Tower of Hanoi Problem

Tower of Hanoi Problem:- In this post, we discuss the Tower of Hanoi Problem. The Tower of Hanoi problem has a historical basis in the ritual of ancient Vietnam.

 

Tower of Hanoi Problem

 

The problem can be described as follows: Suppose there are three pillars A, B and C. There are N discs of decreasing size so that no two discs are of the same size. Initially, all the discs are stacked on one pillar in their decreasing order of size. Let this pillar be A. The other two pillars are empty. The problem is to move all the discs from one pillar to another using the third pillar as an auxiliary so that

  • Only one disc may be moved at a time.
  • A disc may be moved from any pillar to another pillar.
  • At no time can a larger disc be placed on a smaller disc.

 

The figure represents the initial and final stages of the tower of Hanoi problem for N=5 discs.

 

Tower of Hanoi Problem

Tower of Hanoi problem with 5 discs Figure

 

The solution of this problem can be stated recursively as follows:

Move N discs from pillar A to C via the pillar B means

  • Moving the first (N-1) discs from pillar A to B.
  • Moving the disc from pillar A to C.
  • Moving all (N-1) discs from pillar B to C.

The above solution can be described by writing a function, say Move(N, ORG, INT. DES). where N is the number of discs, ORG, INT and DES are origin (from pillar), intermediate (via pillar) and destination (to pillar), respectively.

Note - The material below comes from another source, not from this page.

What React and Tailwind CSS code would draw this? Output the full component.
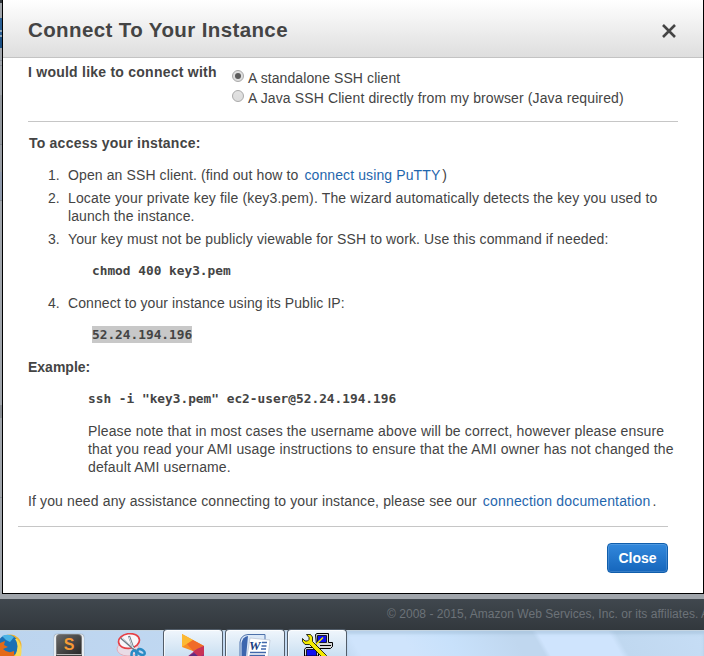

Thus, with this notation, Move(5. X. Z. 1) means moving 5 discs from pillar X to pillar Y taking the intermediate pillar as Z. With this definition in mind, the problem can be solved with recursion as follows:

 

Algorithm Move

Input: Number of discs in the tower of Hanoi N, specification of ORG as from the pillar and DES as to the pillar, and INT as the intermediate pillar.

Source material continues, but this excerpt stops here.